St. Clotilda, Queen of the Franks
St. Clotilda was the daughter of Burgundian King Chilperic. Her father was a Christian and followed the teachings of the One True Faith. However, his brother, Gondebaud, was an Arian. Gondebaud killed Clotilda’s father, mother and brothers for their beliefs and to seize the crown from them. Infatuated by her beauty, Gondebaud took Clotilda to his castle, but kept her as a second-class princess – half-free, half-prisoner.
Clovis was the King of the Franks and a neighbor of the Burgundians. He realized that Clotilda’s father still had many supporters. Clovis planned to further divide the Burgundian kingdom to make it easier to be conquered. Toward this end, he asked Clotilda to marry him. It is not known why Gondebaud permitted this union.

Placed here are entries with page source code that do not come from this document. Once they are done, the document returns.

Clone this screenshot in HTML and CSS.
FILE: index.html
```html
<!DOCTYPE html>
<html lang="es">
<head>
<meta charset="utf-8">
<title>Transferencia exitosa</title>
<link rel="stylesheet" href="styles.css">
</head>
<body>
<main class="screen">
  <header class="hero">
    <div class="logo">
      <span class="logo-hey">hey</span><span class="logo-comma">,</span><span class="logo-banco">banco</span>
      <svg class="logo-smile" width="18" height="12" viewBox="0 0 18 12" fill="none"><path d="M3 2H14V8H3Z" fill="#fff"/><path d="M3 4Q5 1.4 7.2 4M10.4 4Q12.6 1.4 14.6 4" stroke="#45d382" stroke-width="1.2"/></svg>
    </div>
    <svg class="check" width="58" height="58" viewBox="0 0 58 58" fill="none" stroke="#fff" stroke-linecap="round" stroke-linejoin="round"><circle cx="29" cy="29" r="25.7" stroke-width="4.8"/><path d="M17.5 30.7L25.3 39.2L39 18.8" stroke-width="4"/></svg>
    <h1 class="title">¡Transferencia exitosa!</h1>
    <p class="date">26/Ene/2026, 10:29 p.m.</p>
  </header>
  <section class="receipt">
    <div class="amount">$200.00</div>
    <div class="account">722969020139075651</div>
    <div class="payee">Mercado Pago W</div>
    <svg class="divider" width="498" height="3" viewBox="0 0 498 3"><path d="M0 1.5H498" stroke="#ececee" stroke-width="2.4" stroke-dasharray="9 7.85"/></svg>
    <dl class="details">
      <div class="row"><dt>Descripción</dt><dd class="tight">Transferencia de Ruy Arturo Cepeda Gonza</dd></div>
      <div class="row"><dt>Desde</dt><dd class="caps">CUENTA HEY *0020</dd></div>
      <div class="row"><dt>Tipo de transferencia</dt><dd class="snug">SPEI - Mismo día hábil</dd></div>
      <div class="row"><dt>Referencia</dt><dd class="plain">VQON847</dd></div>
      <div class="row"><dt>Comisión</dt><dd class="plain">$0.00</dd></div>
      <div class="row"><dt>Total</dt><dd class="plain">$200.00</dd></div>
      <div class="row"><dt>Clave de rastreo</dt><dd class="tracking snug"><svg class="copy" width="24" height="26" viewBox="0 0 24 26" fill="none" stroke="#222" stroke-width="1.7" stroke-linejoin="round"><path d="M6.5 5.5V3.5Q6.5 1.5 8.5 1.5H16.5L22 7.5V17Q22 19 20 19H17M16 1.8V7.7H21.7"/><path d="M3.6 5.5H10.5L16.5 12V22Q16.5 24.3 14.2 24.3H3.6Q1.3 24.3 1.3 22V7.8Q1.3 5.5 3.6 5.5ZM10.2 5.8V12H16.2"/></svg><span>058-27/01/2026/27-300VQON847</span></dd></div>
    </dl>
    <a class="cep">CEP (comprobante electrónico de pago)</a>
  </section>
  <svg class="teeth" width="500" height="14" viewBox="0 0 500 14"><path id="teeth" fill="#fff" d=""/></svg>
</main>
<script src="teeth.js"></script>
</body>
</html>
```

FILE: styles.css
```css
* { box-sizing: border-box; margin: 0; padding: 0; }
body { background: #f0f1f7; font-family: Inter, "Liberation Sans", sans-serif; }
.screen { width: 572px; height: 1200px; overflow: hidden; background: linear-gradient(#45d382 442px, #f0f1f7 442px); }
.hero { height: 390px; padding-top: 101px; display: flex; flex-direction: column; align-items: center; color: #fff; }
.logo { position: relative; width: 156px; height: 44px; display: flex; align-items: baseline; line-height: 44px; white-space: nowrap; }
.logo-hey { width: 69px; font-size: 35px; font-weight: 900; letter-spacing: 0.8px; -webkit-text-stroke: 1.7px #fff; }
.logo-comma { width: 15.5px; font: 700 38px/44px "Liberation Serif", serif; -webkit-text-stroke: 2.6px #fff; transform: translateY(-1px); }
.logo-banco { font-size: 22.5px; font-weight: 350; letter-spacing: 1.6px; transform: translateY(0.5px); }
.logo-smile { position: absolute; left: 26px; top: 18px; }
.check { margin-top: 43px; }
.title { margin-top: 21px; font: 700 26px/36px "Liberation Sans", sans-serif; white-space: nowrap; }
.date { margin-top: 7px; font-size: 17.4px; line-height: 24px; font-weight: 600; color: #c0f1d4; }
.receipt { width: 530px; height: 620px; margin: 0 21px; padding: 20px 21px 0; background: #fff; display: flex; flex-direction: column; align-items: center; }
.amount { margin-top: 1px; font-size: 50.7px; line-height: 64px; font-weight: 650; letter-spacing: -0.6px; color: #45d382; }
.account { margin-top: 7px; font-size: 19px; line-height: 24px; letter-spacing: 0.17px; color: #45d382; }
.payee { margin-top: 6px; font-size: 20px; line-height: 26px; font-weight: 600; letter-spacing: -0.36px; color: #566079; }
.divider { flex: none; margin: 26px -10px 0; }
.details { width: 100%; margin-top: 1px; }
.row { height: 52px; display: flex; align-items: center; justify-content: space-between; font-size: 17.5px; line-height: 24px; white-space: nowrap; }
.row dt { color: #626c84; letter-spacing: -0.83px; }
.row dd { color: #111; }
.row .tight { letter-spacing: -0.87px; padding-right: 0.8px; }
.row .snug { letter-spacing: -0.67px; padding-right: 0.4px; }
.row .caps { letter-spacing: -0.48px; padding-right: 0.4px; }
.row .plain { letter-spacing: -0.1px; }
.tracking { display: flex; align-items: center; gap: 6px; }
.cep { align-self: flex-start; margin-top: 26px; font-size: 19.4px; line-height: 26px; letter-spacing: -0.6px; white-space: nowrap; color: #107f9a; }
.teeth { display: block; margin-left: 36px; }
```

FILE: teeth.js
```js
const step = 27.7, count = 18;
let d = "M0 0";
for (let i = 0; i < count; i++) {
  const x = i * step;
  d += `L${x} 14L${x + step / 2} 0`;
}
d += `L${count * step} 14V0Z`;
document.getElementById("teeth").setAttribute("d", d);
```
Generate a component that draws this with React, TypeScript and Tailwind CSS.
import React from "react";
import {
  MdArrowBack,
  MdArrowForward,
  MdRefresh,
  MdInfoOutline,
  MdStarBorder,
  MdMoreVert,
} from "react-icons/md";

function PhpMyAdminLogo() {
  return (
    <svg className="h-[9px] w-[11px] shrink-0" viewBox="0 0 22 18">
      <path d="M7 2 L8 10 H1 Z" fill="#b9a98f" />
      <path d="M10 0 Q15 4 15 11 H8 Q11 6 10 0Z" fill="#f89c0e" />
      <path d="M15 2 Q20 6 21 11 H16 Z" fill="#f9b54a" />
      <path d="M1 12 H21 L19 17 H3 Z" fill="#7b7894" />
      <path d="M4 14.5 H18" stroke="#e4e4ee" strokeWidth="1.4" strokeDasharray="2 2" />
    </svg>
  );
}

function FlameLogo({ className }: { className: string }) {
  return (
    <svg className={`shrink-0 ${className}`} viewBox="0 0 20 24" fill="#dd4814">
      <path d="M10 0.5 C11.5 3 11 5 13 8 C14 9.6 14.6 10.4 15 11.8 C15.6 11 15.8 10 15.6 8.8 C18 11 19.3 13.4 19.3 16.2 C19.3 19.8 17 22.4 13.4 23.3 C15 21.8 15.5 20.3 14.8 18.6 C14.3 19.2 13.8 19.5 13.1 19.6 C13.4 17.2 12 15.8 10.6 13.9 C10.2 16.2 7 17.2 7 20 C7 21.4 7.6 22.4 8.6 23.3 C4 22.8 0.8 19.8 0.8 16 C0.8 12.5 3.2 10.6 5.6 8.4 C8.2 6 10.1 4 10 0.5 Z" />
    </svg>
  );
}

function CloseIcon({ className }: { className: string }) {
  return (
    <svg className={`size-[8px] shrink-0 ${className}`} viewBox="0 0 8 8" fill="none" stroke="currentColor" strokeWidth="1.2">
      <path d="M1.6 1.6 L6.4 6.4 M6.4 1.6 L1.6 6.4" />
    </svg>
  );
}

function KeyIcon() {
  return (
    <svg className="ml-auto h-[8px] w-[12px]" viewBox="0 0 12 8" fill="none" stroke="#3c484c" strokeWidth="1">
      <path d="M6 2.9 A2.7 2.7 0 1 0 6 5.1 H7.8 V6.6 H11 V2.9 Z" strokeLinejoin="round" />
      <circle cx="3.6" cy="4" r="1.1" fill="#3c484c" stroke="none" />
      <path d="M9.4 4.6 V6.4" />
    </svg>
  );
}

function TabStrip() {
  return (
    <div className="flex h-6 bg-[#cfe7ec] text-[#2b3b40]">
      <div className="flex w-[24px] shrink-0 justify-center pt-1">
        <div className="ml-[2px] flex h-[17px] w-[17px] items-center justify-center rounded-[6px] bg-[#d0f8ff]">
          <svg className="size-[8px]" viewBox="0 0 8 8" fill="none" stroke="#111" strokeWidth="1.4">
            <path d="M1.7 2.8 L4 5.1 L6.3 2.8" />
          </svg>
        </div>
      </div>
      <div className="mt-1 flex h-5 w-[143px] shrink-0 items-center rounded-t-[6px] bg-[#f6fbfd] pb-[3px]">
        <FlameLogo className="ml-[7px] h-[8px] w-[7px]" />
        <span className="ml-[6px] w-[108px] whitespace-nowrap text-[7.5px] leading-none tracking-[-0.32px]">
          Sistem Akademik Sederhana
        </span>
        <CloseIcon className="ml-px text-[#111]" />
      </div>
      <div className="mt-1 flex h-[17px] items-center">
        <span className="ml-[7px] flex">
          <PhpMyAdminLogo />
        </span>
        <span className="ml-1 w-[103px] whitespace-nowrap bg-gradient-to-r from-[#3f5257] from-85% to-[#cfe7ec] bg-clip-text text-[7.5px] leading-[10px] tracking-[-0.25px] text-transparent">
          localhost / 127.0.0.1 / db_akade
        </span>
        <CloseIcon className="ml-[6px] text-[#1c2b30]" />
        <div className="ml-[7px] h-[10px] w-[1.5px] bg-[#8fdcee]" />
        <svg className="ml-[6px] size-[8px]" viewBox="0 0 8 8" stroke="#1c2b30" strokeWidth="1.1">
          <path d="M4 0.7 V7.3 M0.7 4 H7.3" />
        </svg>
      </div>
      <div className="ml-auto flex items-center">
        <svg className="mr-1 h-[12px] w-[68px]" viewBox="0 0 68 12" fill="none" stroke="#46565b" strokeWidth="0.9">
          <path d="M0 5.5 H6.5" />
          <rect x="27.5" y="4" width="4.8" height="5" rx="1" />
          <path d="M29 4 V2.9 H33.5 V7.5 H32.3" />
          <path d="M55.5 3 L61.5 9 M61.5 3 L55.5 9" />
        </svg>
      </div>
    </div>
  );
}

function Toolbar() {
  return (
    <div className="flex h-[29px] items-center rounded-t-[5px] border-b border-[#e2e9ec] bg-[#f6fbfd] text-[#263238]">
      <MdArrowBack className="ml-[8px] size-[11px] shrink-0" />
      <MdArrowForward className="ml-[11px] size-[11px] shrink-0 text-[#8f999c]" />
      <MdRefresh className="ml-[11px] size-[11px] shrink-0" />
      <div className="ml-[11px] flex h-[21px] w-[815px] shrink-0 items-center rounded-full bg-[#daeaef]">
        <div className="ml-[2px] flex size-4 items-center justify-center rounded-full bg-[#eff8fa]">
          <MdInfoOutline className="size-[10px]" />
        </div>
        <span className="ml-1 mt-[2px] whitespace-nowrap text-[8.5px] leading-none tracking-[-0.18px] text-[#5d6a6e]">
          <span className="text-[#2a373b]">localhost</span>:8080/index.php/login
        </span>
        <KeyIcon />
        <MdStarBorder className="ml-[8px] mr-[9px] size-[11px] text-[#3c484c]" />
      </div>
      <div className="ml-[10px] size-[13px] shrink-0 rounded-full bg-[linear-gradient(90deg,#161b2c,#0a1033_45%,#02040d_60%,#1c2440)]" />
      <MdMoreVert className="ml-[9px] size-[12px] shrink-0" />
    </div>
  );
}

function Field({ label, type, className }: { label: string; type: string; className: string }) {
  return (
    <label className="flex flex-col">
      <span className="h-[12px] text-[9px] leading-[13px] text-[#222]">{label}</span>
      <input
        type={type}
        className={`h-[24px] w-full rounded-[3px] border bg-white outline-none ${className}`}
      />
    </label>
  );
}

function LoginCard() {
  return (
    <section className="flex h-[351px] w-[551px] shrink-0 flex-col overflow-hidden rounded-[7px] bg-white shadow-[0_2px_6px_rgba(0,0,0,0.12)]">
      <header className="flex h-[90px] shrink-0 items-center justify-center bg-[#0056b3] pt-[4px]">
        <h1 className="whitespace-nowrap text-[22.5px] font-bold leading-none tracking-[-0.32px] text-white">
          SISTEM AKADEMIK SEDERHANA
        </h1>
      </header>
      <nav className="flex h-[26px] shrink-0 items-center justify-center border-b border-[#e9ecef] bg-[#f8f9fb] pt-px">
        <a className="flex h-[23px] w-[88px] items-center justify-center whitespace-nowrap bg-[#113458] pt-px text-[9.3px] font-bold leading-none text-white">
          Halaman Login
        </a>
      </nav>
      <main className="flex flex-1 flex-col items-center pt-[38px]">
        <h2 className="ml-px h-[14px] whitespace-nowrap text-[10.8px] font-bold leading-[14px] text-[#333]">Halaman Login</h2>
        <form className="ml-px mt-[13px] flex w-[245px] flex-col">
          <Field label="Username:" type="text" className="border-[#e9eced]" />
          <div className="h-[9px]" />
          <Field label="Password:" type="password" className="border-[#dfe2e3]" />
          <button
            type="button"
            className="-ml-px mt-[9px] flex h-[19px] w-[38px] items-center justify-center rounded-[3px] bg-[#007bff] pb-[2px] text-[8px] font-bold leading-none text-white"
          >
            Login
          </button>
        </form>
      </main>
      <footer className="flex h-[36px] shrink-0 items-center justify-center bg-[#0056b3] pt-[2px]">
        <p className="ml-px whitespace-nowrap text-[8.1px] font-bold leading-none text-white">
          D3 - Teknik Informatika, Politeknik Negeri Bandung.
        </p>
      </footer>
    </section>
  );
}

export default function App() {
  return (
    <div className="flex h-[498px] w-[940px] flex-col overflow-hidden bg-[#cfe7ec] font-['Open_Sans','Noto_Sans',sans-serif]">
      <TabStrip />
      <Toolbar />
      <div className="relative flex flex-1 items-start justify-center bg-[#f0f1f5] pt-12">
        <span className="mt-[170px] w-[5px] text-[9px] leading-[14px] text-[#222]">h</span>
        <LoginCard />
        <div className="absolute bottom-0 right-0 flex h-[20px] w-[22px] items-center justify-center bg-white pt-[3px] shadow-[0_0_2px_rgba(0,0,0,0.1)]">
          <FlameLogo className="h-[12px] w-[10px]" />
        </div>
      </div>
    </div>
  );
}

However, before they married, Clotilda received from Clovis his promise to respect her faith. Upon her marriage, she became the queen of a barbarian and pagan nation. She continued to practice her faith, with Clovis being influenced by her example.
In 496, on the point of losing a battle against Gondebaud and his Burgundian army, Clovis made a promise to “the God of Clotilda.” He prayed that if God would help him win the battle, he would convert to Christianity. The battle was eventually won, and Clovis was baptized on December 24, 496 by St. Remigius, the Bishop of Rheims. On that same day, the chiefs of the Frankish people also converted to Christianity.
At the moment of his Baptism, a dove came from Heaven carrying in its beak an ampulla with sacred oil that St. Remigius used to consecrate Clovis as the first King of France. Thenceforth, the same oil was used to consecrate all the Kings of France in their coronation ceremonies. This tradition was maintained until the coronation of King Louis XVI. During the French Revolution, the ampulla with the oil disappeared.
It is St. Clotilda whose example and prayers converted Clovis and the Franks to Christianity. She entered into the Heavenly Kingdom on June 3, 548, and is buried in Tours, France.